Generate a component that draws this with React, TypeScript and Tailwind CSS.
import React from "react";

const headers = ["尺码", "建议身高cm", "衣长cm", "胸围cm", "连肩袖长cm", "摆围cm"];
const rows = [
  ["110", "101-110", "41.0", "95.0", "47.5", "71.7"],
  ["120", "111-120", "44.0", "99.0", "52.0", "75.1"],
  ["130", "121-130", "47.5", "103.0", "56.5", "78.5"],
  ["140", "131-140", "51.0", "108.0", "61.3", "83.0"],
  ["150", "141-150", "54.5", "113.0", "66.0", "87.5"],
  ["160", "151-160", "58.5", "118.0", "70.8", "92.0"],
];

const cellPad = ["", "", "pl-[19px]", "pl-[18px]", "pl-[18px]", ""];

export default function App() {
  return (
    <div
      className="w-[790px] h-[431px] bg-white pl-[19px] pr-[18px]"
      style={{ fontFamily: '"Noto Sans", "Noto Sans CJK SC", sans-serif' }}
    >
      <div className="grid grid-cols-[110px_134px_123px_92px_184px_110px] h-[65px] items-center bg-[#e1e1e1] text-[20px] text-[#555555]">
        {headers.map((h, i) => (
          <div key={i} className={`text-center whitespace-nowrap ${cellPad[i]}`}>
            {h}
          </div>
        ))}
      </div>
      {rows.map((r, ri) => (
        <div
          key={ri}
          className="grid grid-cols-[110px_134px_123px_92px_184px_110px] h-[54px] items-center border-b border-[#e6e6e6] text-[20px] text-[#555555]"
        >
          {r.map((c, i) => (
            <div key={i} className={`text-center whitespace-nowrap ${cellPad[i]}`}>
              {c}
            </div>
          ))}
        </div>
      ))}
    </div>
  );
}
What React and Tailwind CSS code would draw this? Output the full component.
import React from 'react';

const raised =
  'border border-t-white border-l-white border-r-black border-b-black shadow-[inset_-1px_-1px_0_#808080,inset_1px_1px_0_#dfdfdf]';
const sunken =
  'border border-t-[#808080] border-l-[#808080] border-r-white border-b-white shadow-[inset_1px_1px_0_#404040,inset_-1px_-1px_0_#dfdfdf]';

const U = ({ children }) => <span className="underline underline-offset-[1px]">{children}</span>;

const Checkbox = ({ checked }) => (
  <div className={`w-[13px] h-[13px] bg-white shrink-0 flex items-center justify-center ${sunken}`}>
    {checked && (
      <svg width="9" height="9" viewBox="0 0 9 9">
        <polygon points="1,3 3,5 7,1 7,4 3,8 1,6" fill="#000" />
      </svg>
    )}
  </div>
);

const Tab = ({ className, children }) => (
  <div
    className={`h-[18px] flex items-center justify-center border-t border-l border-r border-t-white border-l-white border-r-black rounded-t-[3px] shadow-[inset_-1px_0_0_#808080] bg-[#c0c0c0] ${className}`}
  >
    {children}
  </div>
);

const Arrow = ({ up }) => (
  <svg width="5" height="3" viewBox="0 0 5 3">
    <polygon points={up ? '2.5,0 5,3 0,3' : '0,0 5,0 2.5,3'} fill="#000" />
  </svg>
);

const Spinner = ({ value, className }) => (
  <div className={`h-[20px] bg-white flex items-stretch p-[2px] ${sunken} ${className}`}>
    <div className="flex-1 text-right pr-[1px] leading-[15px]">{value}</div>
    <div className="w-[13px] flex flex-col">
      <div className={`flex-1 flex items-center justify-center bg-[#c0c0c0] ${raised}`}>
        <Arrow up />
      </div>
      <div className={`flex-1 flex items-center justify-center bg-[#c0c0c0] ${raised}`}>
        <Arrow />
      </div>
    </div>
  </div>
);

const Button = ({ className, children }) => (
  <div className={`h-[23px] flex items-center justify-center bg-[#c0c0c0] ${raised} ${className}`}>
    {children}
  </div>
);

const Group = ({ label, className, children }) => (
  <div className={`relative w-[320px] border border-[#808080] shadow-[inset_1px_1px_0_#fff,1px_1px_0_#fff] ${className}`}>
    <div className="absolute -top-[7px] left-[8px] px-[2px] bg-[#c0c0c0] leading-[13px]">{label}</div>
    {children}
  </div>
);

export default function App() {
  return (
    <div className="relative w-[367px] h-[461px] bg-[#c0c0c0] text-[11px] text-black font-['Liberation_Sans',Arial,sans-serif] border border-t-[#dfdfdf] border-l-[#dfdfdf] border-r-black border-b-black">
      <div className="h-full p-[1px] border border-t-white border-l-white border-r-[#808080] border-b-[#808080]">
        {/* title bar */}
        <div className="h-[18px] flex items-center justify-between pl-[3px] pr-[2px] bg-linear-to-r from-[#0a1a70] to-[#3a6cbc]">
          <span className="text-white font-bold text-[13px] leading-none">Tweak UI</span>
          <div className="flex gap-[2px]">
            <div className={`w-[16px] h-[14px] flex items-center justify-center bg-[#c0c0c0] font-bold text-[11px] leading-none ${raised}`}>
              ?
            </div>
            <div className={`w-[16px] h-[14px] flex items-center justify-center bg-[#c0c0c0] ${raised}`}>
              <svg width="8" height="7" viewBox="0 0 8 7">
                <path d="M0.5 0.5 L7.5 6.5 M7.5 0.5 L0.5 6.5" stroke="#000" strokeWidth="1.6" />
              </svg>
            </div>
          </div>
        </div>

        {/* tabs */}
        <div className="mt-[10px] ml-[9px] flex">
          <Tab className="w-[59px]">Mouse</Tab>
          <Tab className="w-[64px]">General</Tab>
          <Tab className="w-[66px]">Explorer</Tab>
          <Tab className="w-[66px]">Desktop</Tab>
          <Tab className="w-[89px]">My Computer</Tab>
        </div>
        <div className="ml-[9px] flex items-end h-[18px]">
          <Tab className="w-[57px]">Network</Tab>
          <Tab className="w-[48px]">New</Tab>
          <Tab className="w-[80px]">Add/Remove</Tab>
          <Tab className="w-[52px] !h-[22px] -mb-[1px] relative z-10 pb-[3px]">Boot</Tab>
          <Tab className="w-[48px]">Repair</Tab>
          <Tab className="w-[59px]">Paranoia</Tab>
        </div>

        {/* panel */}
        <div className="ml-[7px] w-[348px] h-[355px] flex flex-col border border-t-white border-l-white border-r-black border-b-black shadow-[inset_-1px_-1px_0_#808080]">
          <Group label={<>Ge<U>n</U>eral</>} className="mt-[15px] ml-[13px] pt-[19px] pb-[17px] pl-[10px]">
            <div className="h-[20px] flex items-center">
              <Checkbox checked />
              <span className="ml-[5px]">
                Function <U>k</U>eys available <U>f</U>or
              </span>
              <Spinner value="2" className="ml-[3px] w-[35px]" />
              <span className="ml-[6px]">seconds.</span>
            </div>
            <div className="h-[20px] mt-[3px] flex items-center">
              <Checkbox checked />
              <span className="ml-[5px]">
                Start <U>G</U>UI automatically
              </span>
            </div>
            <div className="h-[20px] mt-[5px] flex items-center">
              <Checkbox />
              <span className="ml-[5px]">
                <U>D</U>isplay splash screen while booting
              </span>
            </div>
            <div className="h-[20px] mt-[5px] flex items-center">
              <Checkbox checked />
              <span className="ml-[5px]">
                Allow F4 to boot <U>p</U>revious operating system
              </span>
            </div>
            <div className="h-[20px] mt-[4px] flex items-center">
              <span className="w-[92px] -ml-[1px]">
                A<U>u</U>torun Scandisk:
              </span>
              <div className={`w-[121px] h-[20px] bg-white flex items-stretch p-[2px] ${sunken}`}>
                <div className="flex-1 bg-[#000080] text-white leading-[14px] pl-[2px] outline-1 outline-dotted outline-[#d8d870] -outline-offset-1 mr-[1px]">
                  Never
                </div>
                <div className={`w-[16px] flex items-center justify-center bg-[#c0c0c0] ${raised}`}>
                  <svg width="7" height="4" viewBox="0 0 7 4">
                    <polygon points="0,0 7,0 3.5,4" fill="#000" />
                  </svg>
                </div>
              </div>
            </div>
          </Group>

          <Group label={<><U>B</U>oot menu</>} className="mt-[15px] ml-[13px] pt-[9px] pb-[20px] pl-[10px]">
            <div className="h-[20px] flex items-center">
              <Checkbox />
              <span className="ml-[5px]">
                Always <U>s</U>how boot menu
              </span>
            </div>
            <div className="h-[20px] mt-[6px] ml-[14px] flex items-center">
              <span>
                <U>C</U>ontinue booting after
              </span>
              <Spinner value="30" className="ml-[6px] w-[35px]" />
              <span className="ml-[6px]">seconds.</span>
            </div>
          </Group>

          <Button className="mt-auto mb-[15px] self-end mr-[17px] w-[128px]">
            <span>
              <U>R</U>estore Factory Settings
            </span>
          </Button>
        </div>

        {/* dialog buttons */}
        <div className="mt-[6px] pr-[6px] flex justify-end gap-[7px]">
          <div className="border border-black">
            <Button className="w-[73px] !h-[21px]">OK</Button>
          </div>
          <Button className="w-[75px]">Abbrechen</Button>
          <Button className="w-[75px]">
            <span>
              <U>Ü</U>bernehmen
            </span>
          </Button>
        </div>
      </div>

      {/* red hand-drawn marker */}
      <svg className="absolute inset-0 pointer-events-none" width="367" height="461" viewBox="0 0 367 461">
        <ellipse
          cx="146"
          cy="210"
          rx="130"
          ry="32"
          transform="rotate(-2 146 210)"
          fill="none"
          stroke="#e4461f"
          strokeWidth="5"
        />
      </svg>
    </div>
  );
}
● ● ● ● ● ● ●
** REQUIRED TASK **
Using the entries above, repeat only the lines from the one containing "What React and" through the one containing "import React from 'react';", end lines included.

** SOLVED EXERCISE **
What React and Tailwind CSS code would draw this? Output the full component.
import React from 'react';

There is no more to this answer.